📘 Chapter 6: The Numerical Core of URFT
A new model only earns its place if it can match what came before it.
This lesson puts URFT head-to-head with classical thermodynamics and wave theory — and shows how ripple dynamics match, reproduce, and ultimately surpass scalar-based PDEs.
🔹 Section 1: Ripple vs. Heat - Simulating Diffusion
In classical physics, heat spreads according to the heat equation:
∂T/∂t = D ∇²T
It assumes temperature is a scalar field, decaying uniformly over time.
URFT simulates the same behavior using ripple field amplitude (Φ) and fidelity-based damping (Λ). No temperature variable is needed — entropy and dissipation emerge naturally from ripple decay.
In calibrated simulations, URFT reproduced:
Smooth thermal decay
Predictable energy dissipation
Convergence to equilibrium
The key difference: URFT encodes memory, not just decay.
🔹 Section 2: Ripple vs. Waves - Simulating Propagation
In wave theory, motion follows the wave equation:
∂²u/∂t² = c² ∇²u
URFT simulates this with:
Φₜ₊₁ = 2Φₜ − Φₜ₋₁ + Δt² [ c² · ∇·(R · ∇Φ) − Λ(x, y)Φₜ ]
The classical Laplacian (∇²) is replaced with a directional ripple tensor.
This lets URFT match classical wave behavior, but also account for:
Directional curvature
Gradient-induced steering
Boundary-induced echo distortion
It’s not just wave motion — it’s field-informed propagation.
🔹 Section 3: Numerical Stability and Convergence
URFT was tested across multiple grid resolutions — from coarse to fine.
The results remained:
Numerically stable
Convergent in outcome
Free from oscillatory divergence
This confirms that URFT is simulation-ready and consistent under discretization.

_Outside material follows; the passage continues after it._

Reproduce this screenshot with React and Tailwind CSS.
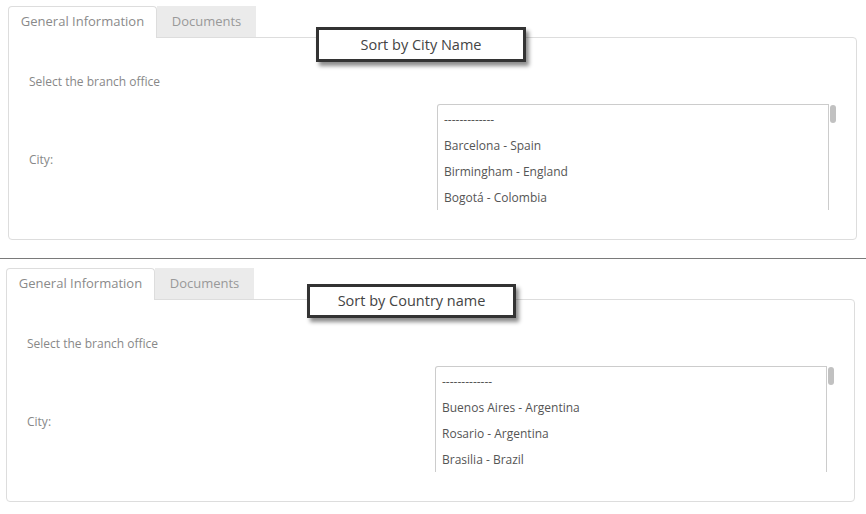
const font = { fontFamily: '"Open Sans", "Liberation Sans", sans-serif' };

const Tabs = () => (
  <div className="flex h-[31px]">
    <div className="w-[149px] h-[32px] border border-b-0 border-[#dddddd] rounded-t-[4px] bg-white flex items-center justify-center pb-[2px] text-[13px] text-[#8a8a8a] relative z-10">
      General Information
    </div>
    <div className="w-[99px] h-[31px] bg-[#ebebeb] flex items-center justify-center text-[13px] text-[#999999]">
      Documents
    </div>
  </div>
);

const Listbox = ({ items }) => (
  <div className="relative w-[392px]">
    <div className="h-[106px] border border-b-0 border-[#cccccc] rounded-tl-[3px] overflow-hidden pl-[6px] pt-[2px]">
      <div className="h-[26px] flex items-center text-[12px] text-[#555555]">-------------</div>
      {items.map((it) => (
        <div key={it} className="h-[26px] flex items-center text-[12px] text-[#555555]">
          {it}
        </div>
      ))}
    </div>
    <div className="absolute top-[1px] right-[-7px] w-[6px] h-[18px] rounded-[3px] bg-[#c1c1c1]" />
  </div>
);

const Section = ({ label, items, labelClass }) => (
  <div className="relative w-[849px]">
    <Tabs />
    <div className="h-[203px] border border-[#dddddd] rounded-b-[4px] rounded-tr-[4px] pl-[20px] pt-[36px]">
      <div className="h-[16px] leading-[16px] text-[12px] text-[#888888]">Select the branch office</div>
      <div className="flex items-center mt-[14px]">
        <div className="w-[408px] text-[12px] text-[#888888] pt-[6px]">City:</div>
        <Listbox items={items} />
      </div>
    </div>
    <div className={labelClass}>
      <span className="text-[14.5px] text-[#444444]">{label}</span>
    </div>
  </div>
);

export default function App() {
  return (
    <div className="w-[866px] h-[514px] bg-white overflow-hidden" style={font}>
      <div className="pl-[8px] pt-[6px]">
        <Section
          label="Sort by City Name"
          items={["Barcelona - Spain", "Birmingham - England", "Bogotá - Colombia"]}
          labelClass="absolute left-[308px] top-[21px] w-[210px] h-[35px] border-[3px] border-[#333333] bg-white flex items-center justify-center shadow-[3px_4px_4px_rgba(0,0,0,0.45)] z-20"
        />
      </div>
      <div className="h-px bg-[#7a7a7a] mt-[18px]" />
      <div className="pl-[6px] pt-[9px]">
        <Section
          label="Sort by Country name"
          items={["Buenos Aires - Argentina", "Rosario - Argentina", "Brasilia - Brazil"]}
          labelClass="absolute left-[301px] top-[16px] w-[209px] h-[34px] border-[3px] border-[#333333] bg-white flex items-center justify-center shadow-[3px_4px_4px_rgba(0,0,0,0.45)] z-20"
        />
      </div>
    </div>
  );
}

🔹 Section 4: Side-by-Side Comparisons
Using identical initial conditions (e.g., a centered Gaussian pulse), URFT and classical models were compared in:
Energy decay
Ripple spread
Boundary interactions
URFT matched classical models precisely — until the environment added complexity.
When gradients, traps, or memory mattered, URFT kept tracking reality.
Classical models broke down into approximations.
🔹 Section 5: Why This Matters
URFT doesn’t reject classical physics. It contains it — and then builds beyond it.
By matching classical outcomes where they hold, and extending them where they don’t, URFT becomes a unifying layer.
It’s not about competition — it’s about completion.